According to an Indian daily, The Hindu, a senior advocate Mukul Rohatgi, submitted an argument that being gay or lesbian is not a choice. "It is innate, inborn. Actually has something to do with the genes," the senior lawyer appearing for the lead petitioner, told the bench of five judges, according to Reuters.
In 2013, India squashed major gains won by LGBT activists by reversing the ruling which had decriminalized gay sex four years earlier.
The Indian homosexuality law, 'Section 377,' which falls under the section of "unnatural offenses" in the Indian Penal Code, IPC, bans "carnal intercourse against the order of nature with any man, woman or animal" that is widely interpreted as a reference to homosexual sex.
"What is unnatural?" Rohatgi pointed out. " It can be between a man and man and also between a man and a woman. Sex even between a man and woman, but not in the conventional way, also becomes unnatural under Section 377," he said.
"As society changes, values change," Rohatgi said, according to Reuters. "What was moral 160 years ago might not be moral today."
“Section 377 perpetuates discrimination on the basis of sexual orientation denying equal access to sexual minorities to education, job, healthcare,” Senior lawyer Shyam Divan, appearing for the Voices Against 377 told the bench Wednesday, according to Scroll.in. “The Act creates second-class citizens. LGBTQ people are forced to go invisible and underground, depriving them of freedom of expression.”

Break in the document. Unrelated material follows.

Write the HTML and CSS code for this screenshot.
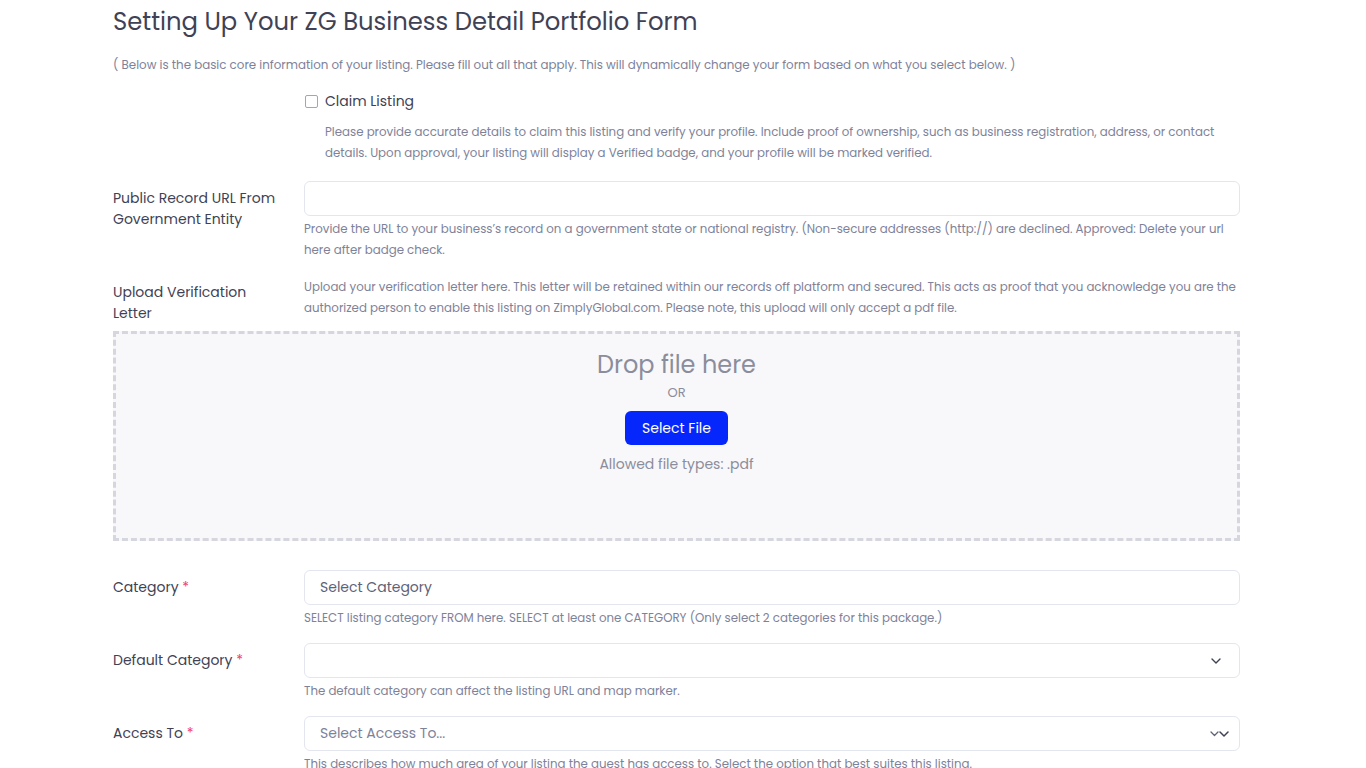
FILE: index.html
```html
<!DOCTYPE html>
<html lang="en">
<head>
<meta charset="utf-8">
<title>ZG Business Detail Portfolio Form</title>
<link rel="stylesheet" href="styles.css">
</head>
<body>
<main class="page">
  <h1 class="title">Setting Up Your ZG Business Detail Portfolio Form</h1>
  <p class="intro">( Below is the basic core information of your listing. Please fill out all that apply. This will dynamically change your form based on what you select below. )</p>

  <div class="row row-claim">
    <div class="label"></div>
    <div class="field">
      <label class="check"><span class="box"></span><span class="check-text">Claim Listing</span></label>
      <p class="help help-claim">Please provide accurate details to claim this listing and verify your profile. Include proof of ownership, such as business registration, address, or contact details. Upon approval, your listing will display a Verified badge, and your profile will be marked verified.</p>
    </div>
  </div>

  <div class="row row-url">
    <div class="label label-top">Public Record URL From Government Entity</div>
    <div class="field">
      <div class="input"></div>
      <p class="help">Provide the URL to your business’s record on a government state or national registry. (Non-secure addresses (http://) are declined. Approved: Delete your url here after badge check.</p>
    </div>
  </div>

  <div class="row">
    <div class="label label-upload">Upload Verification Letter</div>
    <div class="field">
      <p class="help help-upload">Upload your verification letter here. This letter will be retained within our records off platform and secured. This acts as proof that you acknowledge you are the authorized person to enable this listing on ZimplyGlobal.com. Please note, this upload will only accept a pdf file.</p>
    </div>
  </div>

  <div class="dropzone">
    <div class="drop-title">Drop file here</div>
    <div class="drop-or">OR</div>
    <button class="btn" type="button">Select File</button>
    <div class="drop-types">Allowed file types: .pdf</div>
  </div>

  <div class="row row-cat">
    <div class="label label-mid">Category <span class="req">*</span></div>
    <div class="field">
      <div class="input"><span class="ph ph-dark">Select Category</span></div>
      <p class="help">SELECT listing category FROM here. SELECT at least one CATEGORY (Only select 2 categories for this package.)</p>
    </div>
  </div>

  <div class="row row-tight">
    <div class="label label-mid">Default Category <span class="req">*</span></div>
    <div class="field">
      <div class="input select">
        <svg class="chev" width="10" height="6" viewBox="0 0 10 6"><path d="M1 1l4 4 4-4" fill="none" stroke="#3f4254" stroke-width="1.4" stroke-linecap="round" stroke-linejoin="round"/></svg>
      </div>
      <p class="help">The default category can affect the listing URL and map marker.</p>
    </div>
  </div>

  <div class="row row-tight">
    <div class="label label-mid">Access To <span class="req">*</span></div>
    <div class="field">
      <div class="input select"><span class="ph ph-light">Select Access To...</span>
        <span class="chevs">
          <svg width="9" height="6" viewBox="0 0 9 6"><path d="M1 1l3.5 3.5L8 1" fill="none" stroke="#5e6278" stroke-width="1.3" stroke-linecap="round" stroke-linejoin="round"/></svg>
          <svg width="10" height="6" viewBox="0 0 10 6"><path d="M1 1l4 4 4-4" fill="none" stroke="#3f4254" stroke-width="1.5" stroke-linecap="round" stroke-linejoin="round"/></svg>
        </span>
      </div>
      <p class="help">This describes how much area of your listing the guest has access to. Select the option that best suites this listing.</p>
    </div>
  </div>
</main>
</body>
</html>
```

FILE: styles.css
```css
html, body {
  margin: 0;
  padding: 0;
  background: #ffffff;
}

body {
  font-family: "Poppins", "Open Sans", "Liberation Sans", sans-serif;
  color: #3f4254;
}

.page {
  width: 1127px;
  margin-left: 113px;
  padding-top: 6px;
}

.title {
  margin: 0;
  font-size: 24.3px;
  font-weight: 400;
  line-height: 31px;
  color: #3f4254;
}

.intro {
  margin: 18px 0 0;
  font-size: 11.85px;
  line-height: 20px;
  color: #7e8299;
}

.row {
  display: grid;
  grid-template-columns: 191px 1fr;
  margin-top: 16px;
}

.row-claim { margin-top: 16px; }
.row-url { margin-top: 17px; }
.row-tight { margin-top: 14.5px; }

.label {
  font-size: 14px;
  line-height: 21px;
  color: #3f4254;
  padding-right: 20px;
}

.label-top { padding-top: 6.5px; }
.label-upload { padding-top: 5px; }
.label-mid { padding-top: 6.5px; }

.req { color: #f1416c; }

.check {
  display: flex;
  align-items: center;
  gap: 7px;
  height: 21px;
  padding-left: 1px;
}

.box {
  width: 11px;
  height: 11px;
  border: 1px solid #a1a5b7;
  border-radius: 2px;
  background: #fff;
}

.check-text {
  font-size: 14px;
  color: #3f4254;
}

.help {
  margin: 2.5px 0 0;
  font-size: 11.8px;
  line-height: 21px;
  color: #7e8299;
}

.help-claim {
  margin-top: 10px;
  padding-left: 21px;
}

.help-upload { margin-top: 0; }

.input {
  box-sizing: border-box;
  height: 35px;
  border: 1px solid #e4e6ef;
  border-radius: 6px;
  background: #fff;
  display: flex;
  align-items: center;
  padding: 0 15px;
}

.ph { font-size: 14px; }
.ph-dark { color: #5e6278; }
.ph-light { color: #7e8299; }

.chev { margin-left: auto; margin-right: 3px; }

.chevs {
  margin-left: auto;
  display: flex;
  align-items: center;
  margin-right: -5px;
}

.dropzone {
  box-sizing: border-box;
  margin-top: 7.5px;
  height: 210px;
  border: 3px dashed #d5d6de;
  background: #f8f8fb;
  display: flex;
  flex-direction: column;
  align-items: center;
  padding-top: 15px;
}

.drop-title {
  font-size: 24px;
  line-height: 31px;
  color: #8b8d9c;
}

.drop-or {
  margin-top: 3px;
  font-size: 13px;
  line-height: 20px;
  color: #8b8d9c;
}

.btn {
  margin-top: 8px;
  width: 103px;
  height: 34px;
  border: 0;
  border-radius: 6px;
  background: #0527fb;
  color: #fff;
  font-family: inherit;
  font-size: 14px;
}

.drop-types {
  margin-top: 8.5px;
  font-size: 14px;
  line-height: 21px;
  color: #8b8d9c;
}

.row-cat { margin-top: 29px; }
```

Gay rights activists have slammed the right-wing Hindu nationalist ruling government for not doing enough to combat homophobia.
Subramanian Swamy, a lawmaker from Prime Minister Narendra Modi’s Bhartiya Janta Party, BJP, said homosexuality was unnatural and against Hindu nationalism, per a video from news agency ANI.
Advocate Menaka Guruswamy representing 350 LGBTQ Indian Institute of Technology graduates, said Section 377, a colonial legacy, has a chilling effect on India's youth.
"These young people need to be unafraid to love and be loved, and they should be protected by this Court," she told the court Wednesday.
"Judges have been talking with sensitivity about this issue. I really liked it and I’m hopeful about it," Anurag Kalia, a petitioner in the case, outside the courtroom, told Reuters. "We really expect that when this (law) is struck down, we will get equal rights and a better way to live our life, with dignity."
As India mulls over the homophobic law, the United Kingdom, the former colonial power, made gay sex legal in 1967.